Context Module (teragent.context)

ContextWindow

from teragent.context import ContextWindow

window = ContextWindow(model_token_limit=128_000)

# Estimate tokens
tokens = window.estimate(messages)

# Check if compaction needed
if window.should_compact(messages):
    # Trigger compaction
    pass

# Properties
window.available_budget
window.utilization
window.last_estimated_tokens

AutoCompactor

from teragent.context import AutoCompactor

compactor = AutoCompactor(
    context_window=window,
    model=provider,
    retain_count=8,  # Keep last 8 messages
    max_compacts=5,   # Max 5 compactions per session
)

# Check and compact if needed
compacted = await compactor.maybe_compact(messages, system_prompt)

# Get stats
stats = compactor.get_stats()

Pipeline Module (teragent.pipeline)

Extractor

from teragent import extract_files_from_response

files = extract_files_from_response(response_text, task_id="1.1")
# → [{"path": "src/main.py", "content": "..."}, ...]

PromptBuilder

from teragent import build_prompt, validate_prompt_tokens

# Build from template
messages = build_prompt(
    system_template="You are {role}. Task: {task}",
    context={"role": "engineer", "task": "implement login"},
)

# Validate token budget
errors = validate_prompt_tokens(messages, max_tokens=4000)

Checklist

from teragent import run_deterministic_checks, TaskInfo

task_list = [TaskInfo(id="1.1", title="Login module", status="completed")]
report, data = run_deterministic_checks("/project", task_list)

Retry

from teragent import retry_with_backoff

async def _call():
    return await provider.chat(messages=[...])

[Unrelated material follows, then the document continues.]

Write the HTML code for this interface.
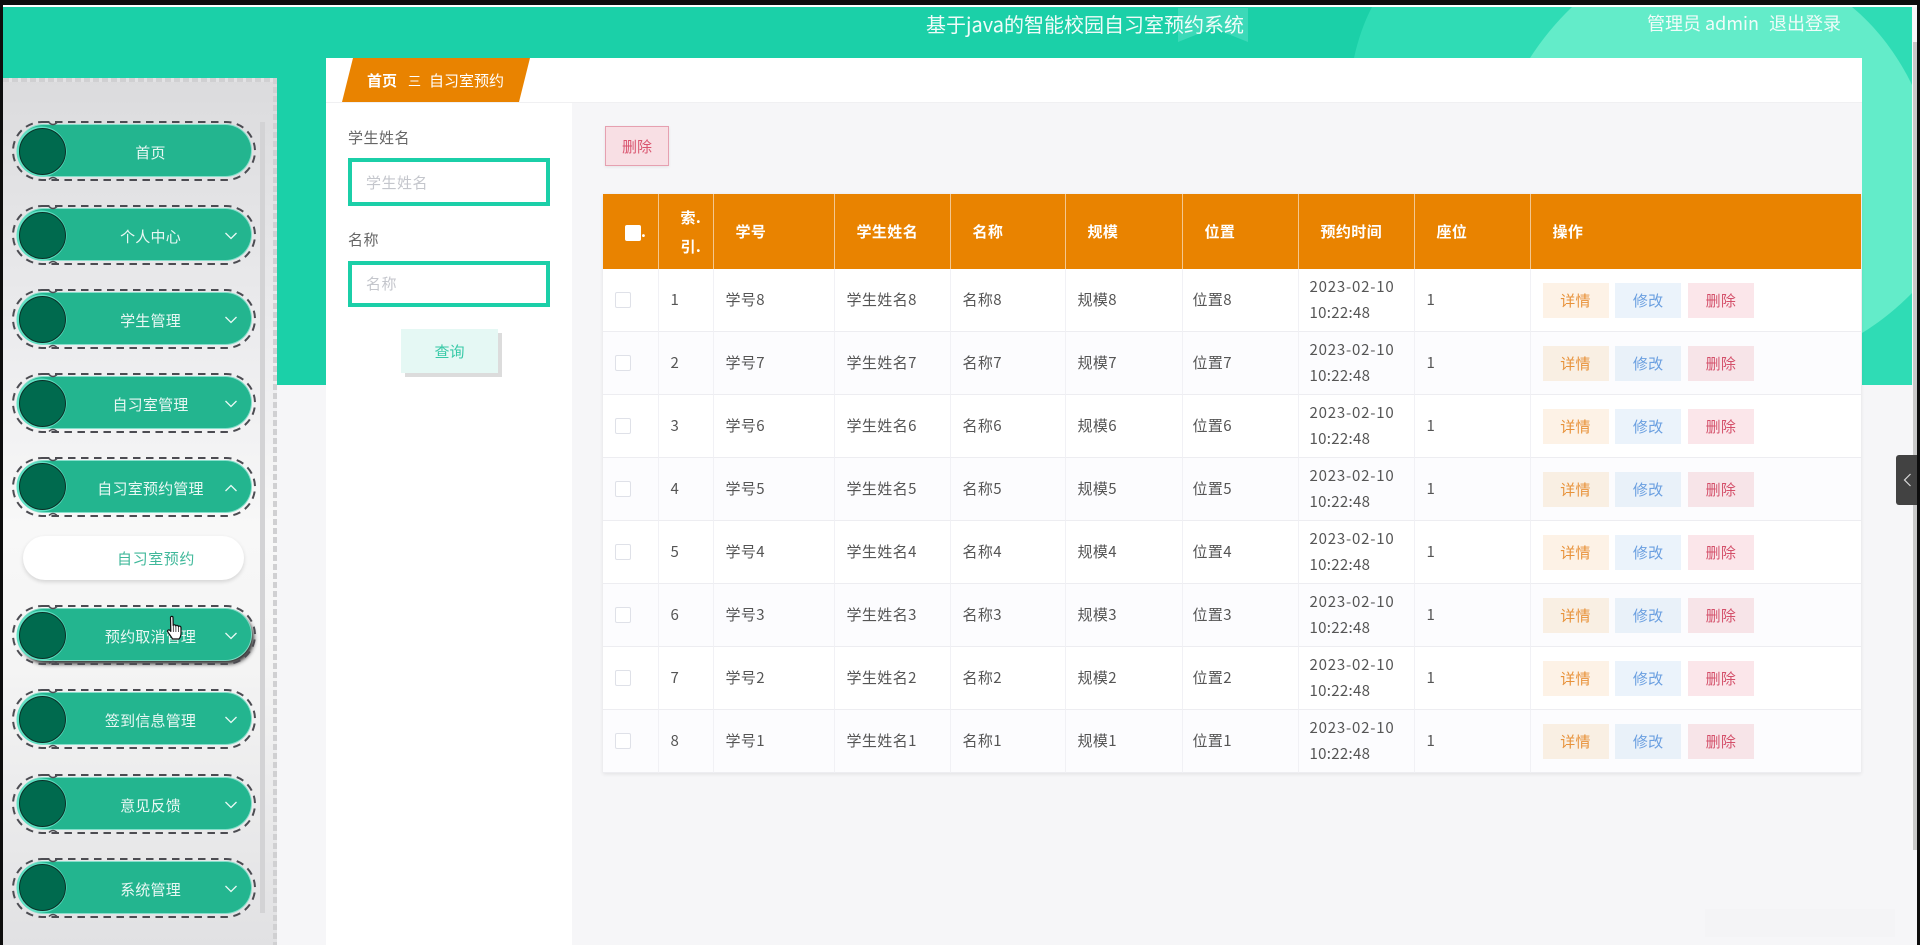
<!DOCTYPE html>
<html lang="zh-CN">
<head>
<meta charset="utf-8">
<title>基于java的智能校园自习室预约系统</title>
<style>
*{box-sizing:border-box}
html,body{margin:0;padding:0;width:1920px;height:945px;overflow:hidden;background:#0d0d0d;font-family:"Noto Sans CJK SC","Liberation Sans",sans-serif}
#page{position:absolute;left:3px;top:5px;width:1914px;height:940px;background:#f6f6f8;overflow:hidden;border-top:2px solid #fff}
#deco{position:absolute;left:0;top:0}
.t{position:absolute;white-space:nowrap}
#side{position:absolute;left:3px;top:78px;width:274px;height:867px;background:linear-gradient(180deg,#dbdbdd 0%,#ececee 30%,#f8f8f8 52%,#f4f4f4 68%,#e1e1e3 100%)}
#st{position:absolute;left:3px;top:78px;width:274px;height:4px;background:repeating-linear-gradient(90deg,#d0d0d2 0 6px,#e2e2e4 6px 9px)}
#sr{position:absolute;left:273px;top:78px;width:4px;height:867px;background:repeating-linear-gradient(180deg,#d0d0d2 0 6px,transparent 6px 9px)}
#sb{position:absolute;left:260px;top:122px;width:5px;height:791px;background:#d3d3d5}
.w{position:absolute;left:12px;width:244px;height:60px}
.w svg.o{position:absolute;left:0;top:0}
.p{position:absolute;left:6px;top:4px;width:233px;height:51px;border-radius:26px;background:#23b58f;box-shadow:0 0 0 1px #86dfcb}
.c{position:absolute;left:7px;top:6.5px;width:47px;height:47px;border-radius:50%;background:#006a4e;border:1.5px solid #0b2f26;box-shadow:-1px 0 0 1.5px #5fe0c3}
.l{position:absolute;left:60px;top:4px;width:157px;height:51px;line-height:56px;text-align:center;color:#e9f8f4;font-size:15px;letter-spacing:.2px;white-space:nowrap}
.a{position:absolute;left:212px;top:27px}
.sub{position:absolute;left:23px;top:536px;width:221px;height:44px;border-radius:22px;background:#fff;box-shadow:0 2px 4px rgba(0,0,0,.14);color:#3fb89a;font-size:15px;letter-spacing:.6px;line-height:45px;padding-left:94px}
#main{position:absolute;left:326px;top:58px;width:1536px;height:887px;background:#f6f6f8}
#bar{position:absolute;left:326px;top:58px;width:1536px;height:45px;background:#fff;border-bottom:1px solid #f0f0f2}
#fp{position:absolute;left:326px;top:103px;width:246px;height:842px;background:#fff}
.lab{position:absolute;left:348px;color:#666;font-size:15px;letter-spacing:.5px;line-height:22px}
.inp{position:absolute;left:348px;width:202px;border:4px solid #1bcfa8;background:#fff;color:#c4c6cc;font-size:15px;letter-spacing:.5px;padding-left:14px}
#q{position:absolute;left:401px;top:329px;width:97px;height:44px;background:#e5f8f4;color:#36c9a6;font-size:15px;line-height:46px;text-align:center;box-shadow:4px 4px 0 #dcdcdc}
#del{position:absolute;left:605px;top:125.5px;width:64px;height:40.5px;background:#f8dfe4;border:1px solid #e6a0b0;color:#d9546e;font-size:15px;line-height:40px;text-align:center;box-shadow:0 1px 3px rgba(0,0,0,.08)}
table{position:absolute;left:603px;top:194px;width:1258px;table-layout:fixed;border-collapse:separate;border-spacing:0;box-shadow:0 1px 4px rgba(0,0,0,.09);background:#fff}
th{height:75px;background:#e98300;color:#fff;font-size:15px;letter-spacing:.4px;font-weight:700;text-align:left;padding:0 0 0 22px;border-right:1px solid #f4c78f;line-height:29px;vertical-align:middle}
th:last-child,td:last-child{border-right:0}
td{height:63px;padding:0 0 0 12px;border-right:1px solid #f1f1f5;border-bottom:1px solid #ededf1;color:#555;font-size:15px;letter-spacing:.4px;line-height:26px;vertical-align:middle}
td.g{padding-left:10px}
td.h{padding-left:11px}
td.f{padding-left:12px;letter-spacing:.3px}
tr.e td{background:#fcfcfe}
.ck{display:block;width:16px;height:16px;border:1px solid #dfe1e8;border-radius:2px;background:#fff}
.hk{display:inline-block;width:16px;height:16px;background:#fff;border-radius:2px;vertical-align:middle}
.b{display:inline-block;width:66px;height:35px;line-height:36px;text-align:center;font-size:15px;margin-right:6.7px;vertical-align:middle}
.b1{background:#fdf2e6;color:#e8923a}
.b2{background:#ebf3fb;color:#6a9fe0}
.b3{background:#fbe6ea;color:#d4506a}
tr.e .b1{background:#f9efe3}
tr.e .b2{background:#e9f1f9}
tr.e .b3{background:#f7e4e8}
.d1{letter-spacing:.8px}
.d2{letter-spacing:.3px}
</style>
</head>
<body>
<div id="page"></div>

<svg id="deco" width="1920" height="945" viewBox="0 0 1920 945">
  <rect x="3" y="7" width="1909" height="378" fill="#1bd0a8"/>
  <path d="M1372 7Q1360 30 1354 58L1354 385L1912 385L1912 7Z" fill="#2fdcb5"/>
  <path d="M1572 7Q1548 30 1530 58L1530 340L1862 333C1880 322 1895 310 1912 293L1912 85C1900 60 1880 30 1852 7Z" fill="#63ecc9"/>
  <polygon points="1178,8 1248,8 1248,42 1213,28 1178,42" fill="#3cd9b8"/>
  <rect x="1913" y="42" width="4" height="808" fill="#c8c8c8"/>
  <ellipse cx="990" cy="945" rx="4" ry="1.5" fill="#a5d8ff"/>
</svg>

<div class="t" style="left:926px;top:9px;font-size:20px;line-height:30px;color:#f0fcf9">基于java的智能校园自习室预约系统</div>
<div class="t" style="left:1647px;top:9px;font-size:18px;line-height:28px;color:#f0fcf9">管理员 admin</div>
<div class="t" style="left:1769px;top:9px;font-size:18px;line-height:28px;color:#f0fcf9">退出登录</div>

<div id="main"></div>
<div style="position:absolute;left:1705px;top:909px;width:190px;height:28px;background:#f4f4f6"></div>
<div id="bar"></div>
<div id="fp"></div>

<svg style="position:absolute;left:342px;top:58px" width="190" height="44" viewBox="0 0 190 44"><polygon points="11,0 188,0 177,44 0,44" fill="#e98300"/></svg>
<div class="t" style="left:367px;top:69px;font-size:15px;line-height:24px;font-weight:700;color:#fff">首页</div>
<div class="t" style="left:408px;top:69px;font-size:13px;line-height:24px;color:#fff">三</div>
<div class="t" style="left:429px;top:69px;font-size:15px;line-height:24px;color:#fff">自习室预约</div>

<div class="lab" style="top:127px">学生姓名</div>
<div class="inp" style="top:158px;height:48px;line-height:41px">学生姓名</div>
<div class="lab" style="top:229px">名称</div>
<div class="inp" style="top:261px;height:46px;line-height:38px">名称</div>
<div id="q">查询</div>
<div id="del">删除</div>

<table>
<colgroup><col style="width:55.5px"><col style="width:55px"><col style="width:121px"><col style="width:116px"><col style="width:115px"><col style="width:117px"><col style="width:116px"><col style="width:116px"><col style="width:116px"><col style="width:330.5px"></colgroup>
<thead><tr><th><span class="hk"></span>.</th><th>索.<br>引.</th><th>学号</th><th>学生姓名</th><th>名称</th><th>规模</th><th>位置</th><th>预约时间</th><th>座位</th><th>操作</th></tr></thead>
<tbody>
<tr><td><span class="ck"></span></td><td>1</td><td>学号8</td><td>学生姓名8</td><td>名称8</td><td>规模8</td><td class="g">位置8</td><td class="h"><span class="d1">2023-02-10</span><br><span class="d2">10:22:48</span></td><td>1</td><td class="f"><span class="b b1">详情</span><span class="b b2">修改</span><span class="b b3">删除</span></td></tr>
<tr class="e"><td><span class="ck"></span></td><td>2</td><td>学号7</td><td>学生姓名7</td><td>名称7</td><td>规模7</td><td class="g">位置7</td><td class="h"><span class="d1">2023-02-10</span><br><span class="d2">10:22:48</span></td><td>1</td><td class="f"><span class="b b1">详情</span><span class="b b2">修改</span><span class="b b3">删除</span></td></tr>
<tr><td><span class="ck"></span></td><td>3</td><td>学号6</td><td>学生姓名6</td><td>名称6</td><td>规模6</td><td class="g">位置6</td><td class="h"><span class="d1">2023-02-10</span><br><span class="d2">10:22:48</span></td><td>1</td><td class="f"><span class="b b1">详情</span><span class="b b2">修改</span><span class="b b3">删除</span></td></tr>
<tr class="e"><td><span class="ck"></span></td><td>4</td><td>学号5</td><td>学生姓名5</td><td>名称5</td><td>规模5</td><td class="g">位置5</td><td class="h"><span class="d1">2023-02-10</span><br><span class="d2">10:22:48</span></td><td>1</td><td class="f"><span class="b b1">详情</span><span class="b b2">修改</span><span class="b b3">删除</span></td></tr>
<tr><td><span class="ck"></span></td><td>5</td><td>学号4</td><td>学生姓名4</td><td>名称4</td><td>规模4</td><td class="g">位置4</td><td class="h"><span class="d1">2023-02-10</span><br><span class="d2">10:22:48</span></td><td>1</td><td class="f"><span class="b b1">详情</span><span class="b b2">修改</span><span class="b b3">删除</span></td></tr>
<tr class="e"><td><span class="ck"></span></td><td>6</td><td>学号3</td><td>学生姓名3</td><td>名称3</td><td>规模3</td><td class="g">位置3</td><td class="h"><span class="d1">2023-02-10</span><br><span class="d2">10:22:48</span></td><td>1</td><td class="f"><span class="b b1">详情</span><span class="b b2">修改</span><span class="b b3">删除</span></td></tr>
<tr><td><span class="ck"></span></td><td>7</td><td>学号2</td><td>学生姓名2</td><td>名称2</td><td>规模2</td><td class="g">位置2</td><td class="h"><span class="d1">2023-02-10</span><br><span class="d2">10:22:48</span></td><td>1</td><td class="f"><span class="b b1">详情</span><span class="b b2">修改</span><span class="b b3">删除</span></td></tr>
<tr class="e"><td><span class="ck"></span></td><td>8</td><td>学号1</td><td>学生姓名1</td><td>名称1</td><td>规模1</td><td class="g">位置1</td><td class="h"><span class="d1">2023-02-10</span><br><span class="d2">10:22:48</span></td><td>1</td><td class="f"><span class="b b1">详情</span><span class="b b2">修改</span><span class="b b3">删除</span></td></tr>
</tbody>
</table>

<div id="side"></div>
<div id="st"></div>
<div id="sr"></div>
<div id="sb"></div>

<svg width="0" height="0" style="position:absolute"><symbol id="dash" viewBox="0 0 244 60"><rect x="1" y="1" width="242" height="58" rx="29" fill="none" stroke="#4c4c52" stroke-width="2" stroke-dasharray="7.5 5.5"/><path d="M37 1.5q4 4 8 0M37 58.5q4-4 8 0" fill="none" stroke="#4c4c52" stroke-width="1.5"/></symbol></svg>

<div class="w" style="top:121px"><div class="p"></div><svg class="o" width="244" height="60"><use href="#dash"/></svg><div class="c"></div><div class="l">首页</div></div>

<div class="w" style="top:205px"><div class="p"></div><svg class="o" width="244" height="60"><use href="#dash"/></svg><div class="c"></div><div class="l">个人中心</div><svg class="a" width="14" height="8" viewBox="0 0 14 8"><path d="M1.5 1L7 6.5L12.5 1" fill="none" stroke="#eafaf5" stroke-width="1.3"/></svg></div>

<div class="w" style="top:289px"><div class="p"></div><svg class="o" width="244" height="60"><use href="#dash"/></svg><div class="c"></div><div class="l">学生管理</div><svg class="a" width="14" height="8" viewBox="0 0 14 8"><path d="M1.5 1L7 6.5L12.5 1" fill="none" stroke="#eafaf5" stroke-width="1.3"/></svg></div>

<div class="w" style="top:373px"><div class="p"></div><svg class="o" width="244" height="60"><use href="#dash"/></svg><div class="c"></div><div class="l">自习室管理</div><svg class="a" width="14" height="8" viewBox="0 0 14 8"><path d="M1.5 1L7 6.5L12.5 1" fill="none" stroke="#eafaf5" stroke-width="1.3"/></svg></div>

<div class="w" style="top:456.5px"><div class="p"></div><svg class="o" width="244" height="60"><use href="#dash"/></svg><div class="c"></div><div class="l">自习室预约管理</div><svg class="a" width="14" height="8" viewBox="0 0 14 8"><path d="M1.5 7L7 1.5L12.5 7" fill="none" stroke="#eafaf5" stroke-width="1.3"/></svg></div>

<div class="sub">自习室预约</div>

<div class="w" style="top:605px"><div class="p" style="box-shadow:0 0 0 1px #7fd9c3,3px 4px 4px #333"></div><svg class="o" width="244" height="60"><use href="#dash"/></svg><div class="c"></div><div class="l">预约取消管理</div><svg class="a" width="14" height="8" viewBox="0 0 14 8"><path d="M1.5 1L7 6.5L12.5 1" fill="none" stroke="#eafaf5" stroke-width="1.3"/></svg></div>

<div class="w" style="top:689px"><div class="p"></div><svg class="o" width="244" height="60"><use href="#dash"/></svg><div class="c"></div><div class="l">签到信息管理</div><svg class="a" width="14" height="8" viewBox="0 0 14 8"><path d="M1.5 1L7 6.5L12.5 1" fill="none" stroke="#eafaf5" stroke-width="1.3"/></svg></div>

<div class="w" style="top:773.5px"><div class="p"></div><svg class="o" width="244" height="60"><use href="#dash"/></svg><div class="c"></div><div class="l">意见反馈</div><svg class="a" width="14" height="8" viewBox="0 0 14 8"><path d="M1.5 1L7 6.5L12.5 1" fill="none" stroke="#eafaf5" stroke-width="1.3"/></svg></div>

<div class="w" style="top:857.5px"><div class="p"></div><svg class="o" width="244" height="60"><use href="#dash"/></svg><div class="c"></div><div class="l">系统管理</div><svg class="a" width="14" height="8" viewBox="0 0 14 8"><path d="M1.5 1L7 6.5L12.5 1" fill="none" stroke="#eafaf5" stroke-width="1.3"/></svg></div>

<svg style="position:absolute;left:166px;top:615px" width="18" height="26" viewBox="0 0 18 26"><path d="M4.5 2.5C4.5 1 7 1 7 2.5L7.2 10.5C7.4 9.5 9.6 9.5 9.8 11C10 10 12.2 10 12.4 11.6C12.8 10.8 15 11 15 12.8L15 18C15 21 14 23 13 24L6.5 24C5.5 22 3.5 19.5 1.8 17C1 15.5 2.5 14.2 4 15.4L4.8 16.4Z" fill="#fff" stroke="#111" stroke-width="1.2" stroke-linejoin="round"/><path d="M7.3 11V17M9.9 11.5V17M12.5 12V17" stroke="#111" stroke-width=".7"/></svg>

<div style="position:absolute;left:1896px;top:455px;width:21px;height:50px;background:#424242;border-radius:3px 0 0 3px"></div>
<svg style="position:absolute;left:1903px;top:473px" width="9" height="14" viewBox="0 0 9 14"><path d="M7.5 1L1.5 7L7.5 13" fill="none" stroke="#d8d8d8" stroke-width="1.2"/></svg>
</body>
</html>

result = await retry_with_backoff(
    fn=_call,
    max_retries=3,
    validate=lambda r: [] if r else ["empty response"],
)

TAPTracer

from teragent import TAPTracer

tracer = TAPTracer(trace_dir="/project/.agent/traces")

# Auto-tracing via ModelProvider
provider.set_tracer(tracer)

# Manual tracing
trace_id = await tracer.record_request(tap_request)
await tracer.record_response(tap_response, task_id="1.1", trace_id=trace_id)
await tracer.record_checklist("1.1", checklist_data)

# Export
pairs = tracer.export_dpo_pairs()
tracer.export_dpo_pairs_jsonl()
traces = tracer.export_traces()
stats = tracer.get_trace_stats()

Streaming Module (teragent.streaming)

StreamingToolExecutor

from teragent.streaming import StreamingToolExecutor

executor = StreamingToolExecutor(
    tool_registry=registry,
    permission_level=0,
    max_concurrent=10,
)

# Execute with streaming
results, streaming_result, stats = await executor.execute_streaming(
    stream=model.adapter.stream(compiled, model.model),
    on_text_delta=lambda text: print(text, end=""),
    on_tool_complete=lambda tc, result: print(f"Tool {tc['name']}: {result.success}"),
)

# Batch fallback
results, stats = await executor.execute_batch_fallback(tool_calls)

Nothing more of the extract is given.